In treno senza pagare. Nelle intercettazioni - viene spiegato - appare chiaro che i membri dell’organizzazione avessero degli accorgimenti particolari per spacciare a Trento e in Trentino a causa dei costanti controlli. Da qui la soluzione. I viaggi per portare le dosi venivano fatti via treno. Partenza da Verona la mattina, arrivo in città e spaccio. Poi risalivano in treno, arrivo a Verona, recupero di altre dosi, ripartenza per Trento e spaccio. Viaggio doppio giornaliero sempre con poca droga in modo da evitare l’arresto in caso di controllo. E, da quanto è stato accertato, senza pagare il biglietto. I controlli da parte della polizia avevano già portato in cella alcuni dei soggetti entrati in questa operazione nel corso dei mesi passati, compresi alcuni trasportatori di ovuli (preventivamente ingoiati) fermati durante il viaggio di ritorno dall’Olanda o dalla Germania.

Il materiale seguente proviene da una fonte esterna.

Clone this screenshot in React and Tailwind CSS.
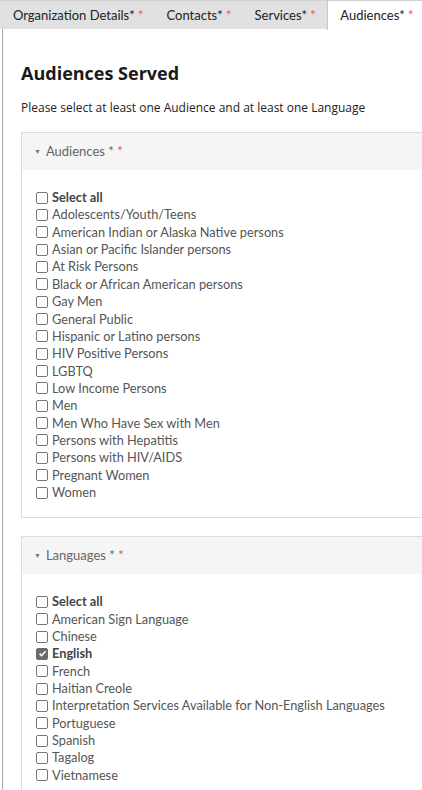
import React, { useState } from 'react';

const tabs = ['Organization Details', 'Contacts', 'Services', 'Audiences'];

const audiences = [
  'Adolescents/Youth/Teens',
  'American Indian or Alaska Native persons',
  'Asian or Pacific Islander persons',
  'At Risk Persons',
  'Black or African American persons',
  'Gay Men',
  'General Public',
  'Hispanic or Latino persons',
  'HIV Positive Persons',
  'LGBTQ',
  'Low Income Persons',
  'Men',
  'Men Who Have Sex with Men',
  'Persons with Hepatitis',
  'Persons with HIV/AIDS',
  'Pregnant Women',
  'Women',
];

const languages = [
  'American Sign Language',
  'Chinese',
  'English',
  'French',
  'Haitian Creole',
  'Interpretation Services Available for Non-English Languages',
  'Portuguese',
  'Spanish',
  'Tagalog',
  'Vietnamese',
];

// --- casilla dibujada a mano, como la del navegador ---
const Box = ({ checked }) => (
  <span
    className={`inline-flex items-center justify-center w-[12px] h-[12px] rounded-[2px] border shrink-0 mr-[4px] ${
      checked ? 'bg-[#6b6b6b] border-[#6b6b6b]' : 'bg-white border-[#767676]'
    }`}
  >
    {checked && (
      <svg width="9" height="9" viewBox="0 0 10 10">
        <path d="M1.8 5.2 L4 7.4 L8.3 2.4" fill="none" stroke="white" strokeWidth="1.8" />
      </svg>
    )}
  </span>
);

const Row = ({ label, checked, bold, onToggle }) => (
  <div className="flex items-center h-[17.35px] cursor-default" onClick={onToggle}>
    <Box checked={checked} />
    <span className={`${bold || checked ? 'font-bold text-[#444]' : 'text-[#555]'}`}>{label}</span>
  </div>
);

const Section = ({ title, items, initial = [] }) => {
  const [sel, setSel] = useState(initial);
  const allOn = sel.length === items.length;
  const toggle = (it) => setSel(sel.includes(it) ? sel.filter((s) => s !== it) : [...sel, it]);

  return (
    <div className="border border-[#dcdcdc] border-r-0 mr-[-2px]">
      <div className="h-[37px] bg-[#f5f5f5] flex items-center pl-[12px] text-[#666] text-[13px] font-['Lato',sans-serif]">
        <span className="text-[7px] mr-[5px] text-[#777]">▼</span>
        <span>
          {title} * <span className="text-[#e05a5a]">*</span>
        </span>
      </div>
      <div className="pl-[14px] pt-[19px] pb-[16px] text-[12.75px] font-['Lato',sans-serif]">
        <Row label="Select all" bold checked={allOn} onToggle={() => setSel(allOn ? [] : [...items])} />
        {items.map((it) => (
          <Row key={it} label={it} checked={sel.includes(it)} onToggle={() => toggle(it)} />
        ))}
      </div>
    </div>
  );
};

export default function App() {
  const [active, setActive] = useState('Audiences');

  return (
    <div className="w-[422px] h-[790px] overflow-hidden bg-white font-['Open_Sans',sans-serif]">
      {/* barra de pestañas */}
      <div className="flex h-[29px] bg-[#e1e1e1] border-t border-[#d0d0d0] text-[13px] font-['Lato',sans-serif]">
        {tabs.map((t) => (
          <div
            key={t}
            onClick={() => setActive(t)}
            className={`leading-[28px] whitespace-nowrap text-[#222] ${
              t === active ? 'bg-white border-x border-[#c8c8c8] h-[29px] px-[12px]' : 'px-[11.5px]'
            } ${t === tabs[0] ? 'ml-[1.5px]' : ''}`}
          >
            {t}* <span className="text-[#e05a5a]">*</span>
          </div>
        ))}
      </div>

      <div className="ml-[2px] border-l border-[#a8a8a8] h-full pl-[18px] pt-[32px]">
        <h1 className="text-[18px] font-bold text-[#1a1a1a] leading-[24px]">Audiences Served</h1>
        <p className="mt-[14px] text-[12px] text-[#222] leading-[18px]">
          Please select at least one Audience and at least one Language
        </p>

        <div className="mt-[15px]">
          <Section title="Audiences" items={audiences} />
        </div>
        <div className="mt-[18px]">
          <Section title="Languages" items={languages} initial={['English']} />
        </div>
      </div>
    </div>
  );
}
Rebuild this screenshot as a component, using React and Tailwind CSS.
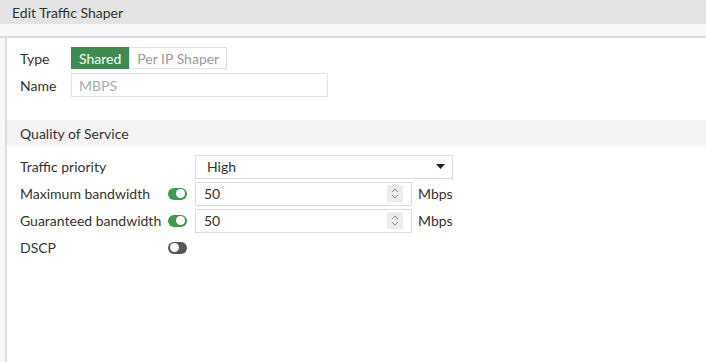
import React from 'react'

function Toggle({ on }) {
  return (
    <div
      className={`w-[19px] h-[12px] rounded-full flex items-center px-[2px] ${
        on ? 'bg-[#3d9a4e] justify-end' : 'bg-[#555] justify-start'
      }`}
    >
      <div className="w-[9px] h-[9px] rounded-full bg-white" />
    </div>
  )
}

function Spinner() {
  return (
    <div className="w-[16px] h-[17px] bg-[#ececec] flex items-center justify-center">
      <svg width="8" height="13" viewBox="0 0 8 13" fill="none" stroke="#8a8a8a" strokeWidth="1">
        <path d="M1 5 L4 2 L7 5" />
        <path d="M1 8 L4 11 L7 8" />
      </svg>
    </div>
  )
}

function BandwidthRow({ label }) {
  return (
    <div className="flex items-center h-[27px]">
      <div className="w-[148px]">{label}</div>
      <div className="w-[27px]">
        <Toggle on />
      </div>
      <div className="w-[217px] h-[24px] border border-[#dcdcdc] flex items-center pl-[8px] pr-[8px] justify-between">
        <span>50</span>
        <Spinner />
      </div>
      <span className="ml-[6px]">Mbps</span>
    </div>
  )
}

export default function App() {
  return (
    <div
      className="w-[706px] h-[362px] bg-[#f8f8f8] text-[14px] text-[#333] flex flex-col overflow-hidden"
      style={{ fontFamily: 'Lato, "Open Sans", sans-serif' }}
    >
      <div className="h-[24px] bg-[#e4e4e4] flex items-center pl-[12px] shrink-0">Edit Traffic Shaper</div>
      <div className="h-[14px] bg-[#f8f8f8] border-b-2 border-[#dedede] shrink-0" />
      <div className="flex-1 ml-[5px] bg-white border-l-2 border-[#dedede]">
        <div className="pl-[13px] pt-[9px]">
          <div className="flex items-center h-[22px]">
            <div className="w-[51px]">Type</div>
            <div className="flex h-[22px]">
              <div className="bg-[#3e8c50] text-white px-[8px] flex items-center">Shared</div>
              <div className="border border-[#e2e2e2] text-[#9a9a9a] px-[7px] flex items-center">Per IP Shaper</div>
            </div>
          </div>
          <div className="flex items-center h-[24px] mt-[4px]">
            <div className="w-[51px]">Name</div>
            <div className="w-[257px] h-[24px] border border-[#e2e2e2] flex items-center pl-[7px] text-[#aaa]">MBPS</div>
          </div>
        </div>
        <div className="mt-[23px] h-[26px] bg-[#f4f4f4] flex items-center pl-[13px]">Quality of Service</div>
        <div className="pl-[13px] pt-[7px]">
          <div className="flex items-center h-[27px]">
            <div className="w-[175px]">Traffic priority</div>
            <div className="w-[258px] h-[24px] border border-[#dcdcdc] flex items-center justify-between pl-[11px] pr-[7px]">
              <span>High</span>
              <svg width="9" height="5" viewBox="0 0 9 5">
                <path d="M0 0 L9 0 L4.5 5 Z" fill="#222" />
              </svg>
            </div>
          </div>
          <BandwidthRow label="Maximum bandwidth" />
          <BandwidthRow label="Guaranteed bandwidth" />
          <div className="flex items-center h-[27px]">
            <div className="w-[148px]">DSCP</div>
            <Toggle on={false} />
          </div>
        </div>
      </div>
    </div>
  )
}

Il ruolo delle donne. Attive anche nella gestione logistica della droga, il ruolo delle donne all’interno dell’organizzazione, è fondamentale. È a loro - secondo la polizia che in questa indagine è stata coordinata dal sostituto procuratore Davide Ognibene - che viene affidato il trasporto dello stupefacente. Capitava che sul treno ci fosse un gruppo di nigeriani, tutti assieme, tutti nello stesso scompartimento, magari un po’ chiassosi, anche forse solo per attirare l’attenzione. Due scompartimenti oltre, una donna, da sola e silenziosa. E con addosso le dosi necessarie per soddisfare le richieste che erano arrivate dai tossicodipendenti della provincia. Meglio ancora, come trasportatori, erano le donne incinta oppure quelle che arrivavano in piazza Dante con un bambino e un passeggino. Ritratto di famiglia felice? No, spacciatore in attesa di cliente. Una copertura che - questa era la speranza - doveva trarre in inganno le forze dell’ordine. Fra le donne anche ex prostitute che avevano abbandonato la strada per lo spaccio: più redditizio e meno pericoloso.

Mutuo soccorso. Il gruppo, a dimostrazione che agiva come un’associazione, aveva anche atteggiamenti solidali. Un esempio? La partecipazione di tutti per pagare le spese legali di quelli che di volta in volta venivano arrestati.

Le case. Il gruppo aveva a disposizione di versi alloggi nel nord Italia, ma c’erano anche alcuni appartamenti utilizzati a Trento. Come quello di due fratelli a Meano che era stato trasformato in una base logistica per lo stoccaggio e il confezionamento dello stupefacente. Nell’indagine sono entrati anche un alloggio a Piedicastello, uno a Mattarello e uno a Melta. Dove, in un’intercapedine era stata ricavata anche una serra per la coltivazione di alcune piante di marijuana.

Accoglienza. Delle 54 persone coinvolte nell’indagine, 23 sono quelle che nel corso degli anni sono passate per il progetto di accoglienza per i richiedenti asilo che è seguito dal Cinformi. Di questi sette vivevano in alloggi «provinciali» (sei alla Brennero di Trento, uno nel b&b di San Lorenzo Dorsino). Due di questi sono stati arrestati, per 3 è scattato il divieto di soggiorno e per due la denuncia.